Insofar as indemnification for liabilities arising under the Securities Act may be permitted to directors, officers and controlling persons of the registrant pursuant to the foregoing provisions, or otherwise, the registrant has been advised that in the opinion of the Securities and Exchange Commission such indemnification is against public policy as expressed in the Securities Act and is, therefore, unenforceable.

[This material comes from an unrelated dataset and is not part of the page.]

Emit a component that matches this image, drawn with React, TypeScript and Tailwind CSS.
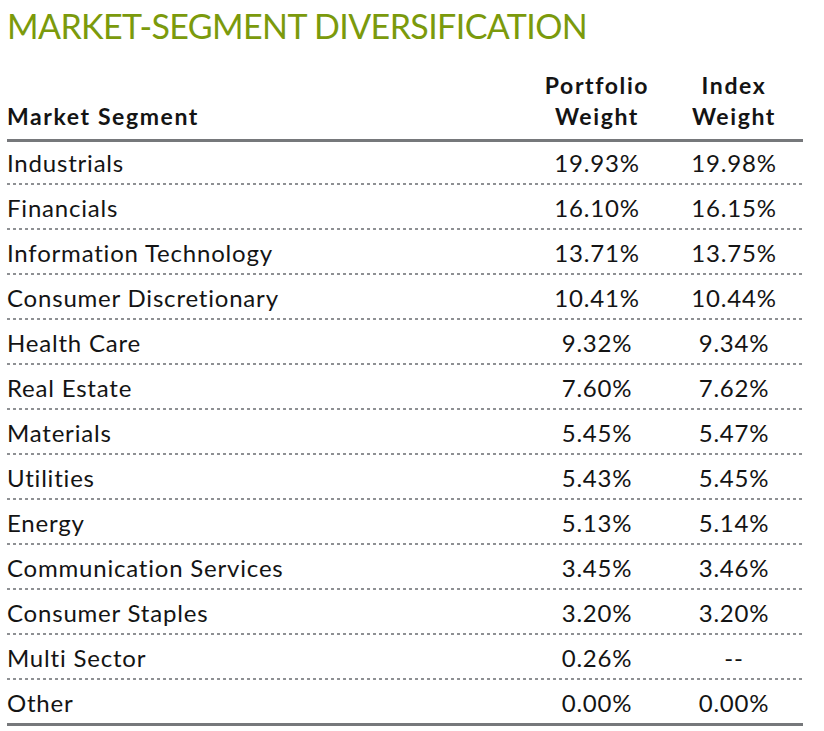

In the event that a claim for indemnification against such liabilities (other than the payment by the registrant of expenses incurred or paid by a director, officer or controlling person of the registrant in the successful defense of any action, suit or proceeding) is asserted by such director, officer or controlling person in connection with the securities being registered, the registrant will, unless in the opinion of its counsel the matter has been settled by controlling precedent, submit to a court of appropriate jurisdiction the question whether such indemnification by it is against public policy as expressed in the Securities Act and will be governed by the final adjudication of such issue.

 

(7) To file an application for the purpose of determining the eligibility of the trustee to act under subsection (a) of section 310 of the Trust Indenture Act of 1939 (the “Act”) in accordance with the rules and regulations prescribed by the Commission under section 305(b)(2) of the Act.

 

(8) To respond to requests for information that is incorporated by reference into the prospectus pursuant to Items 4, 10(b), 11, or 13 of this Form, within one business day of receipt of such request, and to send the incorporated documents by first class mail or other equally prompt means. This includes information contained in documents filed subsequent to the effective date of the registration statement through the date of responding to the request.

 

(9) To supply by means of a post-effective amendment all information concerning a transaction, and the company being acquired involved therein, that was not the subject of and included in the registration statement when it became effective.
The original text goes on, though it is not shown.